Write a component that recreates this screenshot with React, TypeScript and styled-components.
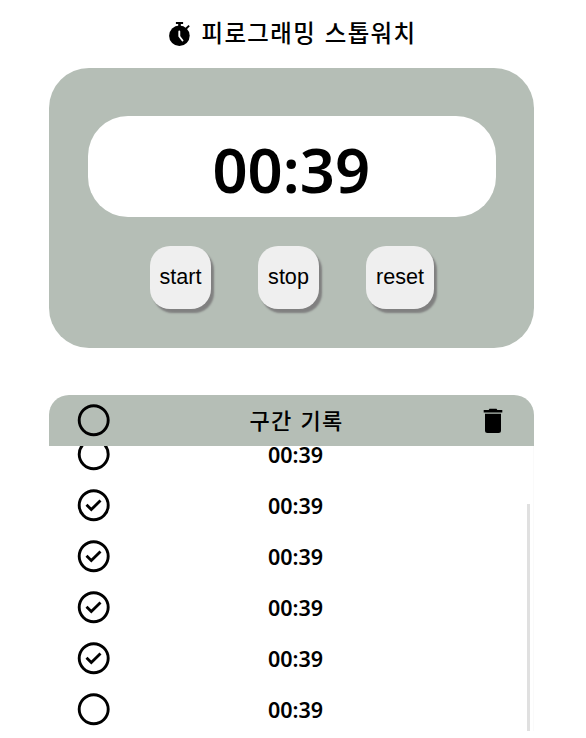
import React from "react";
import styled, { createGlobalStyle } from "styled-components";

const Global = createGlobalStyle`
  * { box-sizing: border-box; }
  html, body { margin: 0; background: #fff; overflow: hidden; }
  body { font-family: "Noto Sans", "Noto Sans CJK KR", sans-serif; color: #000; }
`;

const Page = styled.main`
  width: 586px;
  height: 738px;
  padding-left: 49px;
  overflow: hidden;
`;
const Title = styled.h1`
  display: flex;
  align-items: center;
  width: 485px;
  height: 68px;
  margin: 0;
  padding-left: 118px;
  font: 500 23.4px/65px "Noto Sans CJK KR", sans-serif;
  white-space: pre;
  svg { flex: none; margin-right: 10.5px; }
`;
const TitleText = styled.span`
  height: 68px;
  letter-spacing: 1.4px;
  word-spacing: 2px;
`;
const Watch = styled.section`
  width: 485px;
  height: 279.5px;
  padding: 48px 38px 0 38.5px;
  border-radius: 40px;
  background: #b5beb6;
`;
const Display = styled.div`
  height: 101px;
  padding-right: 1px;
  border-radius: 40px;
  background: #fff;
  text-align: center;
  font-size: 61.5px;
  font-weight: 600;
  line-height: 107px;
`;
const Buttons = styled.div`
  display: flex;
  gap: 47px;
  margin: 29px 0 0 62.5px;
`;
const Button = styled.button<{ $width: number }>`
  width: ${(p) => p.$width}px;
  height: 63px;
  padding: 0 0 2px;
  border: 0;
  border-radius: 20px;
  background: #efefef;
  box-shadow: 3px 4px 2px gray;
  color: #000;
  font: 21.6px "Liberation Sans", Arial, sans-serif;
`;
const Records = styled.section`
  width: 485px;
  margin-top: 47.5px;
`;
const RecordHeader = styled.header`
  display: grid;
  grid-template-columns: 88px 1fr 51px;
  align-items: center;
  height: 51px;
  padding-left: 28px;
  border-radius: 20px 20px 0 0;
  background: #b5beb6;
  svg { display: block; }
`;
const Heading = styled.h2`
  height: 51px;
  margin: 0;
  padding-right: 55px;
  text-align: center;
  font: 500 22px/49px "Noto Sans CJK KR", sans-serif;
  letter-spacing: 1.2px;
  word-spacing: 2px;
`;
const ListFrame = styled.div`
  display: flex;
  height: 285px;
  overflow: hidden;
  border-right: 1px solid #fafafa;
`;
const List = styled.ul`
  width: 478px;
  height: 285px;
  margin: 0;
  padding: 0;
  overflow: hidden;
  list-style: none;
`;
const Row = styled.li`
  display: flex;
  align-items: center;
  height: 51px;
  padding-left: 28px;
  &:first-child { margin-top: -17px; }
  svg { flex: none; }
`;
const Time = styled.span`
  width: 120px;
  margin-left: 125.5px;
  text-align: center;
  font-size: 21.5px;
  line-height: 24px;
  font-weight: 600;
`;
const Thumb = styled.div`
  width: 3px;
  height: 227px;
  margin-top: 58px;
  background: #e0e0e0;
`;

function CircleMark({ checked = false }: { checked?: boolean }) {
  return (
    <svg width="33" height="33" viewBox="0 0 33 33" fill="none" stroke="#000">
      <circle cx="16.7" cy="16.3" r="14.5" strokeWidth="2.9" />
      {checked && <path d="M9.5 15.8l4.8 4.8 9.2-9.2" strokeWidth="2.8" />}
    </svg>
  );
}

function StopwatchIcon() {
  return (
    <svg width="24" height="26" viewBox="0 0 24 26">
      <circle cx="12.4" cy="14.7" r="10.3" />
      <path d="M8.9 1h7.2v2h-2.3v3h-2.6V3H8.9zM18.3 7.1l3.2-3.2 1.3 1.3-3.2 3.2z" />
      <path d="M12.3 10.5v4.8l3.2 4.2" fill="none" stroke="#fff" strokeWidth="1.9" strokeLinecap="round" />
    </svg>
  );
}

function TrashIcon() {
  return (
    <svg width="20" height="26" viewBox="0 0 20 26">
      <path d="M.7 2h5L6.5.8h7L14.3 2h5v2.5H.7zM2 5.8h16v16.7a2.5 2.5 0 0 1-2.5 2.5h-11A2.5 2.5 0 0 1 2 22.5z" />
    </svg>
  );
}

const buttons = [
  { label: "start", width: 61 },
  { label: "stop", width: 61 },
  { label: "reset", width: 68 },
];
const records = [false, true, true, true, true, false];

export default function App() {
  return (
    <>
      <Global />
      <Page>
        <Title>
          <StopwatchIcon />
          <TitleText>피로그래밍 스톱워치</TitleText>
        </Title>
        <Watch>
          <Display>00:39</Display>
          <Buttons>
            {buttons.map((b) => (
              <Button key={b.label} $width={b.width}>{b.label}</Button>
            ))}
          </Buttons>
        </Watch>
        <Records>
          <RecordHeader>
            <CircleMark />
            <Heading>구간 기록</Heading>
            <TrashIcon />
          </RecordHeader>
          <ListFrame>
            <List>
              {records.map((checked, i) => (
                <Row key={i}>
                  <CircleMark checked={checked} />
                  <Time>00:39</Time>
                </Row>
              ))}
            </List>
            <Thumb />
          </ListFrame>
        </Records>
      </Page>
    </>
  );
}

**WRITTEN REQUEST**. Reply with the number of lines in the data that include the string "components" and nothing else.

**COMPLETED EXERCISE**. 2